* [What to produce] Each line containing the word "React" must be collected.

* [Given data]
● ● ●
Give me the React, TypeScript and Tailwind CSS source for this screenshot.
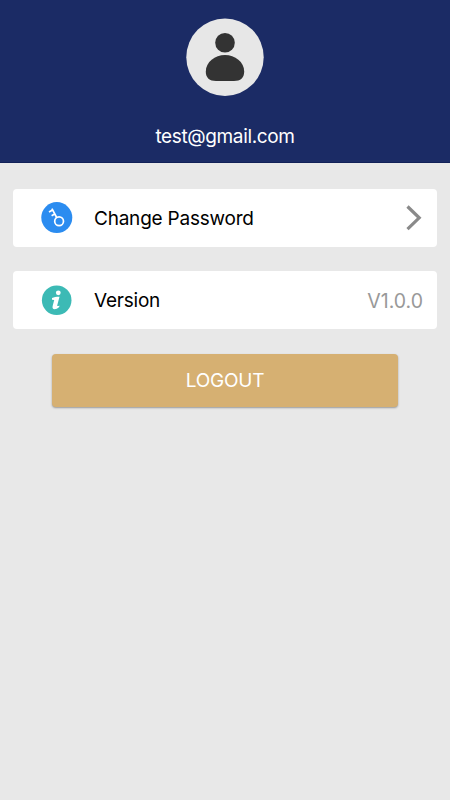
import React from 'react';

function AvatarIcon() {
  return (
    <svg viewBox="0 0 78 78" className="h-[78px] w-[78px]" aria-hidden="true">
      <circle cx="39" cy="39.2" r="38.7" fill="#e7e7e7" />
      <circle cx="39" cy="24.8" r="9.8" fill="#333333" />
      <path
        d="M39 37 C49 37 58.2 44 58.2 53.5 C58.2 60 54.5 63 48 63 H30 C23.5 63 19.8 60 19.8 53.5 C19.8 44 29 37 39 37 Z"
        fill="#333333"
      />
    </svg>
  );
}

function KeyIcon() {
  return (
    <svg viewBox="0 0 32 32" className="h-8 w-8" aria-hidden="true">
      <circle cx="15.8" cy="15.6" r="15.5" fill="#2b8cf0" />
      <g fill="none" stroke="#ffffff" strokeWidth="1.7">
        <circle cx="18.1" cy="19.2" r="4.4" />
        <path d="M15.7 15.5 L10.9 6.7 M11.6 8.1 L8 10.1 M13.7 12 L10.6 13.8" />
      </g>
    </svg>
  );
}

function InfoIcon() {
  return (
    <svg viewBox="0 0 32 32" className="h-8 w-8" aria-hidden="true">
      <circle cx="15.7" cy="16.2" r="14.8" fill="#3cbab5" />
      <circle cx="17.3" cy="8.8" r="2.4" fill="#ffffff" />
      <path
        d="M11 14 C13 13 15 12.7 18.5 12.7 L16.3 20.9 C16 22.3 16.8 22.4 18.5 21.4 L18.2 23 C16.5 24.6 15 25.2 13.6 25.2 C11.8 25.2 11.1 24 11.7 21.7 L13.2 16 L11 15.8 Z"
        fill="#ffffff"
      />
    </svg>
  );
}

function ChevronIcon() {
  return (
    <svg viewBox="0 0 18 26" className="h-[26px] w-[18px]" aria-hidden="true">
      <path d="M1.5 1.5 L13.2 12.8 L1.5 24.1" fill="none" stroke="#8a8a8a" strokeWidth="3.2" />
    </svg>
  );
}

interface SettingRowProps {
  icon: React.ReactNode;
  label: string;
  children: React.ReactNode;
}

function SettingRow({ icon, label, children }: SettingRowProps) {
  return (
    <div className="flex h-[57.5px] items-center rounded bg-white pr-[13px] pl-7">
      {icon}
      <span className="ml-[21px] flex-1 pt-[3px] text-[19px] tracking-[-0.22px] text-black">{label}</span>
      {children}
    </div>
  );
}

export default function App() {
  return (
    <div className="min-h-screen bg-[#e8e8e8] font-['Inter',sans-serif] text-[19px] leading-6">
      {/* Profile header */}
      <header className="flex h-[163px] flex-col items-center border-b border-[#112057] bg-[#1b2b65] pt-[18px]">
        <AvatarIcon />
        <p className="mt-[29px] tracking-[-0.36px] text-white">test@gmail.com</p>
      </header>

      <main className="px-[13px] pt-[26px]">
        <div className="space-y-[24.5px]">
          <SettingRow icon={<KeyIcon />} label="Change Password">
            <ChevronIcon />
          </SettingRow>
          <SettingRow icon={<InfoIcon />} label="Version">
            <span className="mr-px pt-[2px] text-[19.5px] text-[#999999]">V1.0.0</span>
          </SettingRow>
        </div>

        <button className="mx-auto mt-[25px] block h-[53.5px] w-[346px] rounded bg-[#d6b072] pt-[2px] tracking-[-0.25px] text-white shadow-[0_1px_2px_rgba(0,0,0,0.35)]">
          LOGOUT
        </button>
      </main>
    </div>
  );
}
● ● ●
* [Exercise answer]
Give me the React, TypeScript and Tailwind CSS source for this screenshot.
import React from 'react';
  icon: React.ReactNode;
  children: React.ReactNode;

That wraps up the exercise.